The power in programs like these discussed here is that they offer clients an incentive to visit the practice.    The reduced price alone, however, won't necessarily keep pet owners visiting regularly; the clients have to have a good experience and find value in the care they get once they get to your practice.  In addition to marketing the program effectively, the use of the discount must be tracked over time to see if it actually increases revenue, visits and the amount of care provided to patients. 

The last thing to remember is that even clients who are fully committed to providing quality care are looking for payment alternatives.  Pet owners may be ok with the absolute price your practice charges as well as with the value they get but if they have $200 in their checking account and a maxed out credit card, the care recommendations may not be accepted. 

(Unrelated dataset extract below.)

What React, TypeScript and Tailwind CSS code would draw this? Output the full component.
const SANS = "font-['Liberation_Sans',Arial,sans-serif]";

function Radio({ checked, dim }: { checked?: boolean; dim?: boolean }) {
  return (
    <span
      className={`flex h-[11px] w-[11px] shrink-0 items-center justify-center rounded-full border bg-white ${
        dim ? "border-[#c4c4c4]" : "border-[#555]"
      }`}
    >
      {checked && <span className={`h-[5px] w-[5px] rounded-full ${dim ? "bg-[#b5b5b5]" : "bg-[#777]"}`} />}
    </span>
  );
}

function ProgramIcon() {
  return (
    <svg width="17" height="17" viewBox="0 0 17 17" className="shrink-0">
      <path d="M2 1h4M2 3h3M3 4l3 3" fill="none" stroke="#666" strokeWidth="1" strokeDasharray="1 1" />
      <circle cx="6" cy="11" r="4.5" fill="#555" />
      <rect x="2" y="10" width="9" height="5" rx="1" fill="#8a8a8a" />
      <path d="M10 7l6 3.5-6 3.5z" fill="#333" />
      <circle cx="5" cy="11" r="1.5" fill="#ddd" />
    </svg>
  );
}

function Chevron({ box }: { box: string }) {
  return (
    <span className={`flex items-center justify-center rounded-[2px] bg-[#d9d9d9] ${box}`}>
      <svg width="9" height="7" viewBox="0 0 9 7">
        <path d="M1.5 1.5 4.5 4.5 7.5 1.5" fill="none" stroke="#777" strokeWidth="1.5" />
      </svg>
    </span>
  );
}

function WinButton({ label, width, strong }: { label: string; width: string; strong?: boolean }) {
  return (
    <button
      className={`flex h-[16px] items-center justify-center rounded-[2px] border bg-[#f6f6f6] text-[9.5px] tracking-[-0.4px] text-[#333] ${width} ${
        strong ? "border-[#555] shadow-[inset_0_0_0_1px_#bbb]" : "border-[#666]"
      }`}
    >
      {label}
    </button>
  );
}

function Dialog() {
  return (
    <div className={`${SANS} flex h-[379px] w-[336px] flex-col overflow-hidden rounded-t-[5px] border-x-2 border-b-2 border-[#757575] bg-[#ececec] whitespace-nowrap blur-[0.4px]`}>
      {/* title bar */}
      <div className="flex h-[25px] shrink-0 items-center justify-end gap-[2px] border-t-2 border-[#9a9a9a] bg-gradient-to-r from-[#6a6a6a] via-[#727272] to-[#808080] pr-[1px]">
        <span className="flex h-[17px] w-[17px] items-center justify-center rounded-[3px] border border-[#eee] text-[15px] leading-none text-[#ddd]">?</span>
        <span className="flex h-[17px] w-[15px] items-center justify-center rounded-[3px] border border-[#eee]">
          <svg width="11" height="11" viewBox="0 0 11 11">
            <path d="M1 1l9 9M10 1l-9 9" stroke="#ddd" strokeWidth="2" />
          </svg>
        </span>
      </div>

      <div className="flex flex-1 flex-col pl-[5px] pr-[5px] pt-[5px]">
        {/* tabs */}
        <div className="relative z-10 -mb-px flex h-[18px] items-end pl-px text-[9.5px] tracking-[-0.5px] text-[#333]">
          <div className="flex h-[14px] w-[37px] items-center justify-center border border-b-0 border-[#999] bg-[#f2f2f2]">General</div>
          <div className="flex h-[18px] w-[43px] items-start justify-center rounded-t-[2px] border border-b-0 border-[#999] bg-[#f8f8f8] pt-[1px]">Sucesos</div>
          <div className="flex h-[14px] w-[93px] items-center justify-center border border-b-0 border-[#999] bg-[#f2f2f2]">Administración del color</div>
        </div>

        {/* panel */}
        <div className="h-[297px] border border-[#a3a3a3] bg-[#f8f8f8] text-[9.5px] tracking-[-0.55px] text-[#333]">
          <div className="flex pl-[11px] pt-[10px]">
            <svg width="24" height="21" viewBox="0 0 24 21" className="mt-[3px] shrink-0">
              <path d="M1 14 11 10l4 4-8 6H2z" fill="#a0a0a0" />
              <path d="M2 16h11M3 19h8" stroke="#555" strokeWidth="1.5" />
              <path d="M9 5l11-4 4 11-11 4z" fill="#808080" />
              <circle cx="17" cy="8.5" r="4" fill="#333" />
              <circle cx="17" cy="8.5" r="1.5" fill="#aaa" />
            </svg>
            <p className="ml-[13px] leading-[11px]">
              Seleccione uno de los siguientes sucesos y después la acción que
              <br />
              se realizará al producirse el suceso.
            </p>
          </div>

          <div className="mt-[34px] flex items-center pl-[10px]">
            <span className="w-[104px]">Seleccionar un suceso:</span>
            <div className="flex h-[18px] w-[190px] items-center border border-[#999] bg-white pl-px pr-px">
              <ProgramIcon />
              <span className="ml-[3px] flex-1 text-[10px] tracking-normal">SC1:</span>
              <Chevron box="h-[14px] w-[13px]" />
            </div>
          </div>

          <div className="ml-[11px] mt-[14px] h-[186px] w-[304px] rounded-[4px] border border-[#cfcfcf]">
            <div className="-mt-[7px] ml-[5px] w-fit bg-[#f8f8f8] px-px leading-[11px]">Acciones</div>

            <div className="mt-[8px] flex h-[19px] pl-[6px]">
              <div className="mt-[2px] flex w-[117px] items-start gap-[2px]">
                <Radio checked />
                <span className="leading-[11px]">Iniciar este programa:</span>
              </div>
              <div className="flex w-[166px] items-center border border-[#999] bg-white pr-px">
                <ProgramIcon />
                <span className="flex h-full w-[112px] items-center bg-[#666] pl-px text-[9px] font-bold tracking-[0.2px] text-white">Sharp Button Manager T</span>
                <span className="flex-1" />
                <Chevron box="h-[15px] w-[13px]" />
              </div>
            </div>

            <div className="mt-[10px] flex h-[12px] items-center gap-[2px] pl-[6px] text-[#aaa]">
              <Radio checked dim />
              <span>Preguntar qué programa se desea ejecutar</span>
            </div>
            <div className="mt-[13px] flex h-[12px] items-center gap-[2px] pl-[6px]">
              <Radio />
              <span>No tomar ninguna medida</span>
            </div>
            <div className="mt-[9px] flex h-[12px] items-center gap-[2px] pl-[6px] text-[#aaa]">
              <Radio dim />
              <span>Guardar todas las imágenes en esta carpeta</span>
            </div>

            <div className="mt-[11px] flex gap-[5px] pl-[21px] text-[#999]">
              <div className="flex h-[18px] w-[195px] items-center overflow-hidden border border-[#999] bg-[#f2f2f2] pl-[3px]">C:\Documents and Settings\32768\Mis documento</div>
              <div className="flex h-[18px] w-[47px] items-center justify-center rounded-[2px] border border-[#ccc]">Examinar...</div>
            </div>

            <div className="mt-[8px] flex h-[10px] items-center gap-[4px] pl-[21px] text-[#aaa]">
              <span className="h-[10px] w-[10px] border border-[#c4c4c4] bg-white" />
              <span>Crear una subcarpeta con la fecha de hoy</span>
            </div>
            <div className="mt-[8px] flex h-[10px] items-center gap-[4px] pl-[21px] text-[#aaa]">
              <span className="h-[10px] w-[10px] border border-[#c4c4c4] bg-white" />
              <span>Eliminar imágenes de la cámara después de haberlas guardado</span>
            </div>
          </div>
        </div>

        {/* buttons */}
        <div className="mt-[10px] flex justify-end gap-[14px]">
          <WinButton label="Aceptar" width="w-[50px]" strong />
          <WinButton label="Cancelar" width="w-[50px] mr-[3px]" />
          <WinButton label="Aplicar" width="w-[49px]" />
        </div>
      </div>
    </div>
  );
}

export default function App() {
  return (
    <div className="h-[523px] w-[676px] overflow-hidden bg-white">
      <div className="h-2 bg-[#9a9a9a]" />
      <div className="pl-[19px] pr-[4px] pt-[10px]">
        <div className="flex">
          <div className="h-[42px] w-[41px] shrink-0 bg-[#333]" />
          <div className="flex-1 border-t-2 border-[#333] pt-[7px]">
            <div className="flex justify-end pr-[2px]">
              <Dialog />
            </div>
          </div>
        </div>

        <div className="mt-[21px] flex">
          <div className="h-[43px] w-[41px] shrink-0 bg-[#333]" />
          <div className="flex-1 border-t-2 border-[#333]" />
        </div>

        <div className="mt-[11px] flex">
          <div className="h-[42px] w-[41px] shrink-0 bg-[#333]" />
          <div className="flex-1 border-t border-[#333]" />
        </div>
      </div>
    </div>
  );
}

Research shows that financing alternatives make a difference; a study conducted by Veterinary Pet Insurance, showed that the company's clients with pet health insurance on average had 41% higher stop-treatment levels, scheduled 40% more veterinary visits, and spent twice as much on veterinary care over the life of their pet compared to similar pet owners without pet insurance.  A cardholder survey by CareCredit revealed that 71% of cardholders said that having this financing option affected their decision as to the level of treatment they can provide their pet. 

In order to effectively recommend payment options such as pet insurance, third party payment plans or internal financing options, veterinarians and their staff must first of all understand the programs themselves.  Recommendations to clients are most helpful when they include not only a general recommendation for a kind of product but also a recommendation for a specific brand along with the reasons why the practice thinks this product or this company is the best one.  This is no different from medical products; clients don't just want to know just that their pets should be on heartworm preventative; they want to know which brand your practice recommends and why.

Not every pricing strategy discussed here is going to be right for every practice.  If your practice is experiencing real growth in visits and transactions and has a healthy profit margin, you may not need to change your approach to pricing.  But if your practice isn't growing and isn't profitable, its time to focus on changes to these pricing related issues-the absolute dollar charged, communication of value, and the availability of financing alternatives.